§ WHAT YOU WILL DO
Pick out and copy every line below that has the word "with".

§ DATA
▬▬▬

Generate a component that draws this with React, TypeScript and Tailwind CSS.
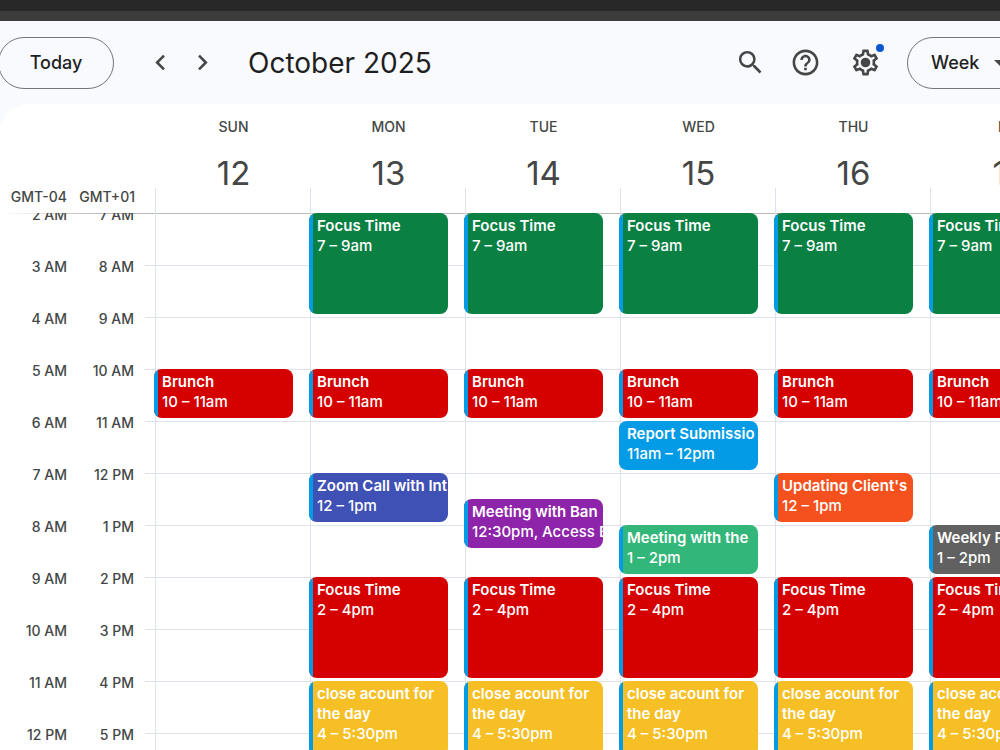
import React from 'react';
import { MdArrowDropDown, MdChevronLeft, MdChevronRight, MdHelpOutline, MdSearch } from 'react-icons/md';

interface CalendarEvent {
  title: string;
  time: string;
  // Hours on the 24h clock, halves allowed
  start: number;
  end: number;
  color: string;
  wrap?: boolean;
}

interface Day {
  name: string;
  date: number;
  events: CalendarEvent[];
}

const FIRST_HOUR = 7;

const HOURS = [
  { local: '2 AM', remote: '7 AM' },
  { local: '3 AM', remote: '8 AM' },
  { local: '4 AM', remote: '9 AM' },
  { local: '5 AM', remote: '10 AM' },
  { local: '6 AM', remote: '11 AM' },
  { local: '7 AM', remote: '12 PM' },
  { local: '8 AM', remote: '1 PM' },
  { local: '9 AM', remote: '2 PM' },
  { local: '10 AM', remote: '3 PM' },
  { local: '11 AM', remote: '4 PM' },
  { local: '12 PM', remote: '5 PM' },
  { local: '1 PM', remote: '6 PM' },
];

const morningFocus: CalendarEvent = { title: 'Focus Time', time: '7 – 9am', start: 7, end: 9, color: 'bg-[#0b8043]' };
const brunch: CalendarEvent = { title: 'Brunch', time: '10 – 11am', start: 10, end: 11, color: 'bg-[#d50000]' };
const afternoonFocus: CalendarEvent = { title: 'Focus Time', time: '2 – 4pm', start: 14, end: 16, color: 'bg-[#d50000]' };
const closeAccount: CalendarEvent = {
  title: 'close acount for the day',
  time: '4 – 5:30pm',
  start: 16,
  end: 17.5,
  color: 'bg-[#f6bf26]',
  wrap: true,
};

const workday = (...extra: CalendarEvent[]) => [morningFocus, brunch, ...extra, afternoonFocus, closeAccount];

const DAYS: Day[] = [
  { name: 'SUN', date: 12, events: [brunch] },
  {
    name: 'MON',
    date: 13,
    events: workday({ title: 'Zoom Call with Int', time: '12 – 1pm', start: 12, end: 13, color: 'bg-[#3f51b5]' }),
  },
  {
    name: 'TUE',
    date: 14,
    events: workday({ title: 'Meeting with Ban', time: '12:30pm, Access B', start: 12.5, end: 13.5, color: 'bg-[#8e24aa]' }),
  },
  {
    name: 'WED',
    date: 15,
    events: workday(
      { title: 'Report Submissio', time: '11am – 12pm', start: 11, end: 12, color: 'bg-[#039be5]' },
      { title: 'Meeting with the', time: '1 – 2pm', start: 13, end: 14, color: 'bg-[#33b679]' }
    ),
  },
  {
    name: 'THU',
    date: 16,
    events: workday({ title: "Updating Client's", time: '12 – 1pm', start: 12, end: 13, color: 'bg-[#f4511e]' }),
  },
  {
    name: 'FRI',
    date: 17,
    events: workday({ title: 'Weekly Report', time: '1 – 2pm', start: 13, end: 14, color: 'bg-[#616161]' }),
  },
  { name: 'SAT', date: 18, events: [] },
];

// Each grid row is half an hour
const rowOf = (hour: number) => (hour - FIRST_HOUR) * 2 + 1;

const SettingsIcon: React.FC = () => (
  <svg viewBox="0 0 24 24" className="size-[31px]" fill="currentColor" aria-hidden="true">
    <path d="M19.43 12.98c.04-.32.07-.64.07-.98 0-.34-.03-.66-.07-.98l2.11-1.65c.19-.15.24-.42.12-.64l-2-3.46a.5.5 0 0 0-.61-.22l-2.49 1c-.52-.4-1.08-.73-1.69-.98l-.38-2.65A.488.488 0 0 0 14 2h-4c-.25 0-.46.18-.49.42l-.38 2.65c-.61.25-1.17.59-1.69.98l-2.49-1a.5.5 0 0 0-.61.22l-2 3.46c-.13.22-.07.49.12.64l2.11 1.65c-.04.32-.07.65-.07.98 0 .33.03.66.07.98l-2.11 1.65c-.19.15-.24.42-.12.64l2 3.46c.12.22.39.3.61.22l2.49-1c.52.4 1.08.73 1.69.98l.38 2.65c.03.24.24.42.49.42h4c.25 0 .46-.18.49-.42l.38-2.65c.61-.25 1.17-.59 1.69-.98l2.49 1c.23.09.49 0 .61-.22l2-3.46c.12-.22.07-.49-.12-.64l-2.11-1.65zm-1.98-1.71c.04.31.05.52.05.73 0 .21-.02.43-.05.73l-.14 1.13.89.7 1.08.84-.7 1.21-1.27-.51-1.04-.42-.9.68c-.43.32-.84.56-1.25.73l-1.06.43-.16 1.13-.2 1.35h-1.4l-.19-1.35-.16-1.13-1.06-.43c-.43-.18-.83-.41-1.23-.71l-.91-.7-1.06.43-1.27.51-.7-1.21 1.08-.84.89-.7-.14-1.13c-.03-.31-.05-.54-.05-.74s.02-.43.05-.73l.14-1.13-.89-.7-1.08-.84.7-1.21 1.27.51 1.04.42.9-.68c.43-.32.84-.56 1.25-.73l1.06-.43.16-1.13.2-1.35h1.39l.19 1.35.16 1.13 1.06.43c.43.18.83.41 1.23.71l.91.7 1.06-.43 1.27-.51.7 1.21-1.07.85-.89.7.14 1.13z" />
    <circle cx="12" cy="12" r="3.7" />
  </svg>
);

const Toolbar: React.FC = () => (
  <header className="-mr-11 -ml-0.5 flex h-[83px] shrink-0 items-center text-[#444746]">
    <button
      type="button"
      className="h-[52px] w-[116px] shrink-0 rounded-full border border-[#747775] text-lg font-medium text-[#1f1f1f]"
    >
      Today
    </button>
    <div className="ml-[31px] flex gap-[11px]">
      <button type="button" aria-label="Previous week">
        <MdChevronLeft className="size-[31px]" />
      </button>
      <button type="button" aria-label="Next week">
        <MdChevronRight className="size-[31px]" />
      </button>
    </div>
    <h1 className="ml-[30px] text-[28px] leading-8 whitespace-nowrap text-[#1f1f1f]">October 2025</h1>

    <div className="ml-auto flex items-center gap-6">
      <button type="button" aria-label="Search">
        <MdSearch className="size-[31px]" />
      </button>
      <button type="button" aria-label="Support">
        <MdHelpOutline className="size-[31px]" />
      </button>
      <button type="button" aria-label="Settings" className="relative mr-0.5 ml-[5px]">
        <SettingsIcon />
        <span className="absolute -top-[3px] -right-[3px] size-2 rounded-full bg-[#0b57d0]" />
      </button>
      <div className="relative">
        <select
          aria-label="Calendar view"
          defaultValue="Week"
          className="h-[52px] w-[137px] appearance-none rounded-full border border-[#747775] pl-[23px] text-lg font-medium text-[#1f1f1f]"
        >
          <option>Day</option>
          <option>Week</option>
          <option>Month</option>
        </select>
        <MdArrowDropDown className="pointer-events-none absolute top-2.5 right-7 size-[31px]" />
      </div>
    </div>
  </header>
);

const EventCard: React.FC<{ event: CalendarEvent }> = ({ event }) => (
  <button
    type="button"
    className={`col-start-1 mr-[17px] mb-[3px] -ml-0.5 flex overflow-hidden rounded-lg text-left text-[15px] leading-5 text-white ${event.color}`}
    style={{ gridRow: `${rowOf(event.start)} / ${rowOf(event.end)}` }}
  >
    <span className="w-1 shrink-0 self-stretch bg-[#039be5]" />
    <span className={`min-w-0 self-start pt-[3px] pl-1 ${event.wrap ? '' : 'whitespace-nowrap'}`}>
      <span className="block font-semibold">{event.title}</span>
      <span className="block font-medium">{event.time}</span>
    </span>
  </button>
);

const DayColumn: React.FC<{ day: Day }> = ({ day }) => (
  <div className="grid auto-rows-[26px] grid-cols-[minmax(0,1fr)] border-l border-[#dde3ea]">
    {HOURS.map((hour, index) => (
      <div
        key={hour.remote}
        className="col-start-1 border-t border-[#dde3ea] first:border-transparent"
        style={{ gridRow: `${index * 2 + 1} / span 2` }}
      />
    ))}
    {day.events.map((event) => (
      <EventCard key={event.start} event={event} />
    ))}
  </div>
);

const App: React.FC = () => {
  return (
    <div className="flex h-screen flex-col overflow-hidden bg-[#f8fafd] font-['Inter','Liberation_Sans',sans-serif]">
      {/* Browser chrome */}
      <div className="h-[11px] shrink-0 bg-[#282828]" />
      <div className="h-[10px] shrink-0 bg-[#3c3c3c]" />

      <Toolbar />

      <main className="flex min-h-0 flex-1 flex-col overflow-hidden rounded-tl-[28px] bg-white text-[#444746]">
        {/* Day headings */}
        <div className="flex h-[109px] shrink-0">
          <div className="flex w-[155px] shrink-0 items-end pb-1.5 text-right text-sm font-medium">
            <span className="w-[67px]">GMT-04</span>
            <span className="w-[68px]">GMT+01</span>
          </div>
          <div className="grid flex-1 grid-cols-[repeat(7,minmax(155px,1fr))]">
            {DAYS.map((day) => (
              <div key={day.name} className="flex flex-col pt-[13px] text-center">
                <span className="pl-0.5 text-sm font-medium">{day.name}</span>
                <span className="mt-[22px] pl-0.5 text-[33px] leading-7">{day.date}</span>
                <div className="mt-auto h-[25px] border-l border-[#dde3ea]" />
              </div>
            ))}
          </div>
        </div>

        {/* Hours and events */}
        <div className="min-h-0 flex-1 overflow-hidden">
          <div className="-mb-px h-px bg-linear-to-r from-transparent to-[#b8bbba] to-10%" />
          <div className="flex">
            <div className="-mt-2 w-[145px] shrink-0 text-right text-sm leading-5 font-medium">
              {HOURS.map((hour) => (
                <div key={hour.remote} className="flex h-[52px]">
                  <span className="w-[67px]">{hour.local}</span>
                  <span className="w-[67px]">{hour.remote}</span>
                </div>
              ))}
            </div>
            <div className="w-[10px] shrink-0">
              {HOURS.map((hour) => (
                <div key={hour.remote} className="h-[52px] border-t border-[#dde3ea] first:border-transparent" />
              ))}
            </div>
            <div className="grid flex-1 grid-cols-[repeat(7,minmax(155px,1fr))]">
              {DAYS.map((day) => (
                <DayColumn key={day.name} day={day} />
              ))}
            </div>
          </div>
        </div>
      </main>
    </div>
  );
};

export default App;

▬▬▬

§ RESULT
Generate a component that draws this with React, TypeScript and Tailwind CSS.
    events: workday({ title: 'Zoom Call with Int', time: '12 – 1pm', start: 12, end: 13, color: 'bg-[#3f51b5]' }),
    events: workday({ title: 'Meeting with Ban', time: '12:30pm, Access B', start: 12.5, end: 13.5, color: 'bg-[#8e24aa]' }),
      { title: 'Meeting with the', time: '1 – 2pm', start: 13, end: 14, color: 'bg-[#33b679]' }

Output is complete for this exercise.